General pictures of the dehulling plates and kit from when I dehulled barley are shown here

The seed photographs were taken with this level of magnification using a soft white incandescent light bulb for illumination.  The diameter of a quarter is 24.26 mm (0.955 in).  This photo demonstrates the sense of scale for any 'grain' pictures.

 Scale for my grain photos

This is Duborskian upland rice gifted to us by a fellow backyard grain grower over on Michigan's west side.

Duborskian upland rice for dehulling test

We planted and harvested some Duborskian rice this past season, but we want to have one more season of increasing our inventory before offering seed.

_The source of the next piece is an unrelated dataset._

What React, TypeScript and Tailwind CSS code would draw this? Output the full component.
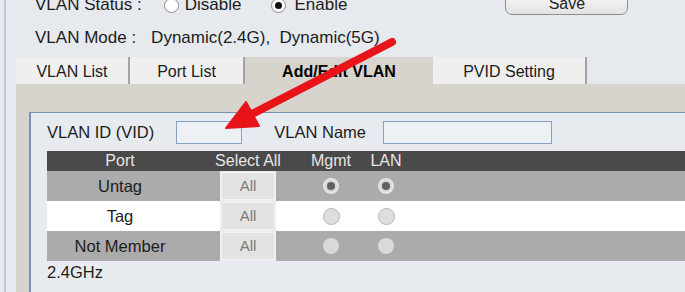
import React from "react";

type RadioKind = "checked" | "empty" | "disabled";

const rows: { label: string; bg: string; radio: RadioKind }[] = [
  { label: "Untag", bg: "bg-[#ababab]", radio: "checked" },
  { label: "Tag", bg: "bg-white", radio: "empty" },
  { label: "Not Member", bg: "bg-[#ababab]", radio: "disabled" },
];

function TableRadio({ kind }: { kind: RadioKind }) {
  if (kind === "checked") {
    return (
      <span className="flex h-[16px] w-[16px] items-center justify-center rounded-full border-2 border-[#e4e4e4] bg-[#d6d6d6]">
        <span className="h-[8px] w-[8px] rounded-full bg-[#606060]" />
      </span>
    );
  }
  if (kind === "empty") {
    return <span className="h-[17px] w-[17px] rounded-full border border-[#b4b4b4] bg-[#dedede]" />;
  }
  return <span className="h-[16px] w-[16px] rounded-full bg-[#d9d9d9]" />;
}

function TopRadio({ checked }: { checked?: boolean }) {
  return (
    <span className="flex h-[15px] w-[15px] items-center justify-center rounded-full border border-[#8c8c8c] bg-white">
      {checked && <span className="h-[7px] w-[7px] rounded-full bg-[#111]" />}
    </span>
  );
}

export default function App() {
  const tabs = [
    { name: "VLAN List", w: "w-[114px]" },
    { name: "Port List", w: "w-[115px]" },
    { name: "Add/Edit VLAN", w: "w-[188px]", active: true },
    { name: "PVID Setting", w: "w-[154px]" },
  ];

  return (
    <div
      className="relative h-[292px] w-[685px] overflow-hidden bg-[#e6e9ed] text-[#1c1c1c]"
      style={{ fontFamily: '"Liberation Sans", Arial, sans-serif' }}
    >
      <div className="flex h-full pl-[4px]">
        <div className="h-full w-[2px] bg-[#b8cbdd]" />
        <div className="flex h-full flex-1 flex-col pl-[10px]">
          {/* status row */}
          <div className="mt-[-7px] flex h-[24px] items-center whitespace-nowrap pl-[19px] text-[17px]">
            <span>VLAN Status :</span>
            <span className="ml-[22px]">
              <TopRadio />
            </span>
            <span className="ml-[6px]">Disable</span>
            <span className="ml-[30px]">
              <TopRadio checked />
            </span>
            <span className="ml-[8px]">Enable</span>
            <button className="ml-[158px] mt-[-2px] h-[24px] w-[123px] self-start rounded-[7px] border border-[#8e8e8e] bg-gradient-to-b from-[#fbfbfb] to-[#e2e2e2] text-[16px] text-[#222]">
              Save
            </button>
          </div>

          {/* mode row */}
          <div className="mt-[10px] flex h-[22px] items-center whitespace-nowrap pl-[19px] text-[17px]">
            <span>VLAN Mode :</span>
            <span className="ml-[15px]">Dynamic(2.4G),&nbsp; Dynamic(5G)</span>
          </div>

          {/* tabs */}
          <div className="mt-[8px] flex h-[27px] text-[16px]">
            {tabs.map((t) => (
              <div
                key={t.name}
                className={
                  t.active
                    ? `${t.w} flex items-center justify-center bg-[#d7d4ce] pt-[3px] font-bold text-black`
                    : `${t.w} flex items-center justify-center border-r-2 border-[#a3a3a3] bg-[#efefef] pt-[3px]`
                }
              >
                {t.name}
              </div>
            ))}
          </div>

          {/* panel */}
          <div className="flex flex-1 flex-col bg-[#d7d4ce] pl-[13px] pt-[28px]">
            <div className="flex flex-1 flex-col border-l-2 border-t border-[#7892ad] bg-[#e7ebef] pl-[16px]">
              <div className="mt-[8px] flex h-[23px] items-center whitespace-nowrap text-[16.5px]">
                <span>VLAN ID (VID)</span>
                <span className="ml-[22px] h-[23px] w-[66px] border border-[#84a3c4] bg-[#eef1f4]" />
                <span className="ml-[32px]">VLAN Name</span>
                <span className="ml-[17px] h-[23px] w-[169px] border border-[#84a3c4] bg-[#eef1f4]" />
              </div>

              <div className="mt-[7px] flex flex-col whitespace-nowrap text-[16.5px]">
                <div className="flex h-[20px] items-center bg-[#4a4a4a] text-[16px] text-[#e6e6e6]">
                  <div className="w-[173px] pr-[27px] text-center">Port</div>
                  <div className="flex w-[56px] justify-center">Select All</div>
                  <div className="ml-[35px] w-[40px] text-center">Mgmt</div>
                  <div className="ml-[15px] w-[40px] text-center">LAN</div>
                </div>
                {rows.map((r) => (
                  <div key={r.label} className={`flex h-[30px] items-stretch ${r.bg}`}>
                    <div className="flex w-[173px] items-center justify-center pr-[27px]">{r.label}</div>
                    <div className="flex w-[56px] items-stretch bg-[#ececec] p-[1px]">
                      <div className="flex flex-1 items-center justify-center border border-[#f3f3f3] bg-[#e3e3e3] text-[15px] text-[#7a7a7a]">
                        All
                      </div>
                    </div>
                    <div className="ml-[35px] flex w-[40px] items-center justify-center">
                      <TableRadio kind={r.radio} />
                    </div>
                    <div className="ml-[15px] flex w-[40px] items-center justify-center">
                      <TableRadio kind={r.radio} />
                    </div>
                  </div>
                ))}
                <div className="flex h-[22px] items-center">2.4GHz</div>
              </div>
            </div>
          </div>
        </div>
      </div>

      {/* red arrow drawn over the screenshot */}
      <svg className="pointer-events-none absolute left-0 top-0" width="685" height="292" viewBox="0 0 685 292">
        <line x1="392" y1="42" x2="250" y2="115" stroke="#e8141a" strokeWidth="8" strokeLinecap="round" />
        <polygon points="226,128 259,126 246,102" fill="#e8141a" stroke="#e8141a" strokeWidth="2" strokeLinejoin="round" />
      </svg>
    </div>
  );
}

For those interested in growing some this season, I suggest here.  From the sample of seeds shown, I used my seed screens to sort out the largest 5% of seeds to retain for potential seed stock.

In the barley tests, I used the steel/rubber plate combination because of the strength of barley hulls.  During this adventure with rice, I'm going with rubber/rubber in my first set of tests. 

The rice grains do a lot of 'rolling' as they migrate their way to freedom.

Grainmaker mill dehulling plate kit

Here is my rice sample after 3 passes through the mill and a few passes of winnowing with the box fan:

Duborskian dehulling Grainmaker experiment

With a bit of counting and calculating, I found the following:

71% dehulled in the first pass 

83% dehulled after the second pass through the mill

93% dehulled after the third pass through the mill

I opened the plates 21 clicks from 'fully closed' for the first pass.   It took 26 clicks to get the 2nd and 3rd pass to feed.  For those with different equipment, take a look at the photo above to see the plate gap relative to the thickness of the grain.

So after this first run using the Grainmaker to dehull upland rice, here are my initial observations and future plans:

  • As a homesteader, I could grow and eat rice with a dehull rate > 90% with a bit of manual 'picking'.  98% is my goal.
  • Between the 1st and 2nd pass, I used a fan to clean out the hulls so I could admire the results.   Maybe I should have left the hulls 'in the mix' to help with the rubbing. 
  • After the 1st pass, there was < 0.5% broken grains.  No additional grains broke in 2nd and 3rd passes.   That was a pleasant surprise.
  • The 'chamber' within the mill holds about 65 grams of grain. Instead of weighing what I put in, I found it easiest to keep feeding fresh grain until I got a 100 gram sample on the output side.